Tips to free yourself from debt

Friday, February 26th, 2010

Today debt is becoming common place all over the world. Even in India that originally boasted about having the highest savings rate in the world, debt is slowly spreading its tentacles. Many people, especially youngsters fall prey to the easy availability of the credit. If you are in this position, then here are some tips to get out of your debt.

  • Inform your spouse/parents: This is the biggest mistake many people make. They hide their debt situation from their near and dear ones. Don’t do that. Discussing your financial problem with them will help you solve your debt problem.
  • Draw a repayment plan: Chalk out a plan to repay your debt. Cut down on unnecessary expenses like shopping for latest gizmos, eating out at a restaurant or going to movies at a multiplex. Use the amount saved to pay off your debt.
  • Switch over to low-cost loans: Replace the loans with high interest like credit card debt and personal loan to low-cost loans like loans against securities, NSC, KVP and mutual funds. It will save you the money by reducing your interest costs.
  • Opt for one time settlement: Many banks would prefer settling outstanding dues with their creditors. They will try to offer you a settlement as they would be happy recovering even a part of their dues, instead of letting the entire sum go down the drain. If you get such an offer, opt for it. But ensure the bank gives you a settlement letter and declare the account closed.
  • Restructure the loan: Banks let you restructure the loan,  in such a way that you pay higher EMIs when your financial condition improves. Write a letter asking the bank to offer you this facility.
  • Declare bankruptcy: This should be your last resort and should be used when everything else fails. Approach the bank and declare your inability to pay and also tell them you don’t have any assets. The bank will then take up the matter with the court, who will then attach your assets like property. Then it will commence the liquidation procedure to pay the bank. It is a complex process that can last for 3 years.

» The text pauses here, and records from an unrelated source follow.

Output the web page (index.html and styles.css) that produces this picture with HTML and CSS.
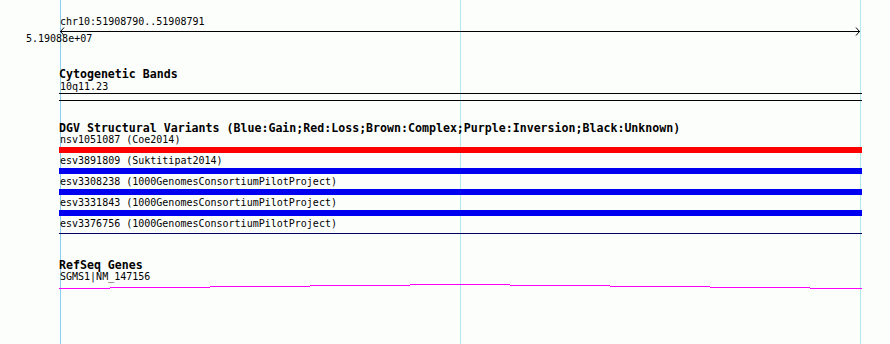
FILE: index.html
```html
<!DOCTYPE html>
<html lang="en">
<head>
    <meta charset="UTF-8">
    <title>chr10:51908790..51908791</title>
    <link rel="stylesheet" href="styles.css">
</head>
<body>

    <div class="canvas">
        <!-- guide lines behind the tracks -->
        <div class="guide guide-left"></div>
        <div class="guide guide-mid"></div>
        <div class="guide guide-right"></div>

        <div class="tracks">
            <section class="ruler">
                <div class="ruler-title">chr10:51908790..51908791</div>
                <svg class="axis" width="803" height="7" viewBox="0 0 803 7">
                    <line x1="1" y1="4.5" x2="801" y2="4.5" stroke="#000" stroke-width="1"/>
                    <polyline points="5,0.5 1.5,4.5 5,8.5" fill="none" stroke="#000" stroke-width="1"/>
                    <polyline points="797,0.5 800.5,4.5 797,8.5" fill="none" stroke="#000" stroke-width="1"/>
                </svg>
                <div class="ruler-label">5.19088e+07</div>
            </section>

            <section class="track track-cyto">
                <h2 class="track-title">Cytogenetic Bands</h2>
                <div class="feature-label">10q11.23</div>
                <div class="band"></div>
            </section>

            <section class="track track-dgv">
                <h2 class="track-title">DGV Structural Variants (Blue:Gain;Red:Loss;Brown:Complex;Purple:Inversion;Black:Unknown)</h2>
                <div class="feature">
                    <div class="feature-label">nsv1051087 (Coe2014)</div>
                    <div class="bar bar-loss"></div>
                </div>
                <div class="feature">
                    <div class="feature-label">esv3891809 (Suktitipat2014)</div>
                    <div class="bar bar-gain"></div>
                </div>
                <div class="feature">
                    <div class="feature-label">esv3308238 (1000GenomesConsortiumPilotProject)</div>
                    <div class="bar bar-gain"></div>
                </div>
                <div class="feature">
                    <div class="feature-label">esv3331843 (1000GenomesConsortiumPilotProject)</div>
                    <div class="bar bar-gain"></div>
                </div>
                <div class="feature">
                    <div class="feature-label">esv3376756 (1000GenomesConsortiumPilotProject)</div>
                    <div class="bar bar-thin"></div>
                </div>
            </section>

            <section class="track track-refseq">
                <h2 class="track-title">RefSeq Genes</h2>
                <div class="feature-label">SGMS1|NM_147156</div>
                <svg class="gene" width="803" height="8" viewBox="0 0 803 8" shape-rendering="crispEdges">
                    <g fill="#ff00ff">
                        <rect x="0" y="6" width="51" height="1"/>
                        <rect x="51" y="5" width="100" height="1"/>
                        <rect x="151" y="4" width="100" height="1"/>
                        <rect x="251" y="3" width="100" height="1"/>
                        <rect x="351" y="2" width="100" height="1"/>
                        <rect x="451" y="3" width="100" height="1"/>
                        <rect x="551" y="4" width="100" height="1"/>
                        <rect x="651" y="5" width="100" height="1"/>
                        <rect x="751" y="6" width="52" height="1"/>
                    </g>
                </svg>
            </section>
        </div>
    </div>

</body>
</html>
```

FILE: styles.css
```css
/* Global Style */
body {
    margin: 0;
    background-color: #fcfefc;
    color: #000;
    font-family: 'DejaVu Sans Mono', 'Liberation Mono', monospace;
}

.canvas {
    position: relative;
    width: 890px;
    height: 344px;
    overflow: hidden;
}

/* vertical guides, drawn under the tracks */
.guide {
    position: absolute;
    top: 0;
    bottom: 0;
    width: 1px;
    background-color: #b0eaf0;
}

.guide-left {
    left: 60px;
    background-color: #8ccdf2;
}

.guide-mid {
    left: 460px;
}

.guide-right {
    left: 860px;
}

.tracks {
    position: relative;
    width: 803px;
    margin-left: 59px;
    padding-top: 17px;
}

/* ruler */
.ruler-title,
.ruler-label,
.feature-label {
    font-size: 10px;
    line-height: 10px;
    height: 10px;
    white-space: nowrap;
}

.ruler-title {
    padding-left: 1px;
}

.axis {
    display: block;
    overflow: visible;
}

.ruler-label {
    margin-left: -33px;
}

/* tracks */
.track-title {
    margin: 0;
    font-size: 11.6px;
    line-height: 12px;
    height: 12px;
    font-weight: bold;
    white-space: nowrap;
}

.track-cyto {
    margin-top: 24px;
}

.track-dgv {
    margin-top: 21px;
}

.track-refseq {
    margin-top: 20px;
}

.feature-label {
    padding-left: 1px;
}

.track-cyto .feature-label {
    margin-top: 2px;
}

.track-refseq .feature-label {
    margin-top: 1px;
}

.band {
    margin-top: 1px;
    height: 6px;
    border-top: 1px solid #000;
    border-bottom: 1px solid #000;
}

.feature {
    padding: 1px 0 2px;
}

.bar {
    margin-top: 2px;
    height: 6px;
}

.bar-loss {
    background-color: #ff0000;
}

.bar-gain {
    background-color: #0000f0;
}

.bar-thin {
    height: 1px;
    margin: 4px 0 3px;
    background-color: #000060;
}

.gene {
    display: block;
}
```
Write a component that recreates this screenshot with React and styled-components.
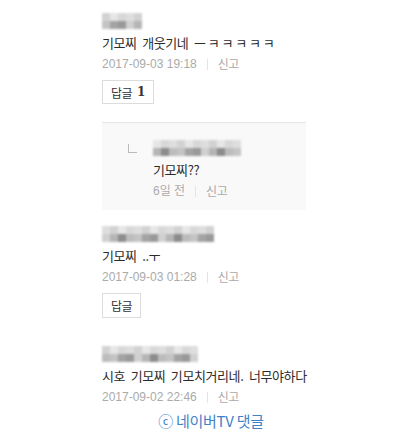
import React from "react";
import styled, { createGlobalStyle } from "styled-components";

const Global = createGlobalStyle`
  body {
    margin: 0;
    background: #fff;
    font-family: "Liberation Sans", "Noto Sans CJK KR", sans-serif;
  }
`;

const Page = styled.div`
  width: 408px;
  padding: 13px 0 0 102px;
  box-sizing: border-box;
`;

const Comment = styled.div`
  display: flex;
  flex-direction: column;
  align-items: flex-start;
  margin-top: ${(p) => p.$top || 0}px;
`;

const Mosaic = styled.div`
  display: grid;
  grid-template-columns: repeat(${(p) => p.$cols}, 8px);
  grid-auto-rows: 8px;
  filter: blur(0.8px);
`;

const Cell = styled.div`
  background: ${(p) => p.$shade};
`;

const Text = styled.div`
  margin-top: 4px;
  font-family: "Noto Sans CJK KR", sans-serif;
  font-size: 13px;
  letter-spacing: -0.4px;
  word-spacing: 3px;
  line-height: 20px;
  color: #2b2b2b;
`;

const Jamo = styled.span`
  letter-spacing: 1.8px;
`;

const Meta = styled.div`
  margin-top: 1px;
  display: flex;
  align-items: center;
  font-size: 12px;
  line-height: 20px;
  color: #aaa;
`;

const Sep = styled.span`
  width: 1px;
  height: 11px;
  background: #e4e4e4;
  margin: 0 10px;
`;

const Report = styled.span`
  font-family: "Noto Sans CJK KR", sans-serif;
  letter-spacing: -0.5px;
`;

const ReplyButton = styled.button`
  margin-top: 6px;
  height: ${(p) => p.$h || 24}px;
  padding: 0 8px;
  border: 1px solid #dcdcdc;
  background: #fff;
  font-family: "Noto Sans CJK KR", sans-serif;
  font-size: 12px;
  color: #333;
  display: flex;
  align-items: center;
  gap: 5px;
  letter-spacing: -0.5px;
`;

const Count = styled.b`
  font-family: "DejaVu Serif", serif;
  font-size: 12px;
  letter-spacing: 0;
`;

const ReplyBox = styled.div`
  margin-top: 18px;
  width: 204px;
  box-sizing: border-box;
  background: #f9f9f9;
  border-top: 1px solid #e6e6e6;
  padding: 17px 0 9px 26px;
  display: flex;
  gap: 16px;
`;

const Corner = styled.div`
  margin-top: 4px;
  width: 8px;
  height: 8px;
  border-left: 1px solid #bbb;
  border-bottom: 1px solid #bbb;
  flex-shrink: 0;
`;

const Footer = styled.div`
  margin: 4px 0 0 -88px;
  text-align: center;
  font-family: "Noto Sans CJK KR", sans-serif;
  font-size: 15px;
  letter-spacing: -0.3px;
  color: #3f82c7;
  line-height: 20px;
`;

const shades = ["#b5b5b5", "#999", "#c4c4c4", "#8c8c8c", "#d0d0d0", "#a3a3a3", "#bcbcbc"];
const light = ["#dedede", "#d2d2d2", "#e6e6e6", "#d8d8d8"];

const Nick = ({ cols, seed }) => {
  const cells = [];
  for (let i = 0; i < cols * 2; i++) {
    const top = i < cols;
    const s = top ? light[(i + seed) % light.length] : shades[(i * 3 + seed) % shades.length];
    cells.push(<Cell key={i} $shade={s} />);
  }
  return <Mosaic $cols={cols}>{cells}</Mosaic>;
};

const MetaLine = ({ date }) => (
  <Meta>
    {date}
    <Sep />
    <Report>신고</Report>
  </Meta>
);

export default function App() {
  return (
    <>
      <Global />
      <Page>
        <Comment>
          <Nick cols={5} seed={1} />
          <Text>
            기모찌 개웃기네 <Jamo>ㅡㅋㅋㅋㅋㅋ</Jamo>
          </Text>
          <MetaLine date="2017-09-03 19:18" />
          <ReplyButton>
            답글 <Count>1</Count>
          </ReplyButton>
        </Comment>

        <ReplyBox>
          <Corner />
          <Comment>
            <Nick cols={11} seed={2} />
            <Text>기모찌??</Text>
            <MetaLine date="6일 전" />
          </Comment>
        </ReplyBox>

        <Comment $top={16}>
          <Nick cols={14} seed={4} />
          <Text>기모찌 ..ㅜ</Text>
          <MetaLine date="2017-09-03 01:28" />
          <ReplyButton $h={25}>답글</ReplyButton>
        </Comment>

        <Comment $top={28}>
          <Nick cols={12} seed={5} />
          <Text>시호 기모찌 기모치거리네. 너무야하다</Text>
          <MetaLine date="2017-09-02 22:46" />
        </Comment>

        <Footer>ⓒ 네이버TV 댓글</Footer>
      </Page>
    </>
  );
}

Your checklist to switching your home loan lender

Thursday, November 26th, 2009

We all know that interest rates on loans tend to fluctuate. Even a small reduction in rate in the interest rate on home loan can end up saving you a substantial sum of money. Moreover with the stiff competition prevalent amongst lenders, you are sure to get a far better deal, if you opt to switch your home loan lender.

However changing lenders is not as easy as it sounds. You need to be aware of some things before you take the decision of changing the lenders. Here are some things to watch out for.

Weigh the savings vis-à-vis the costs of switch over: When you decide to change your lender, calculate the costs involved in transferring the loan. Most banks charge prepayment penalty that can completely wipe out your savings. Also the new lender will charge processing fees in order to process the loan. Watch out for these costs before you decide to change over.

Loan tenure: If you decide to change the lenders, either your EMIs may reduce or the loan tenure can reduce, if your EMIs remain constant. Though you may have to pay foreclosure charges, it is still worth it, since the savings will be significant.

Find out the duration for which the low rate is applicable: Most lenders offer low rates for the initial few years, after which it reverts to the bank’s actual rate. Most of the times, this rate is higher than what you are currently paying, so watch out.

Use loan comparison websites: With the advent of technology, you can compare the loan offers from different lenders in the convenience of your home. You can also find out how much you will save by switching the lender.

Quality of customer service: Find out if the lender can provide you with good quality customer service. Check its reputation on various websites offering user reviews. It will give you an idea of what to expect after switching over.
 
While it is great to change lenders in order to benefit from lower interest rates, you should also look at the above factors to get the best deal.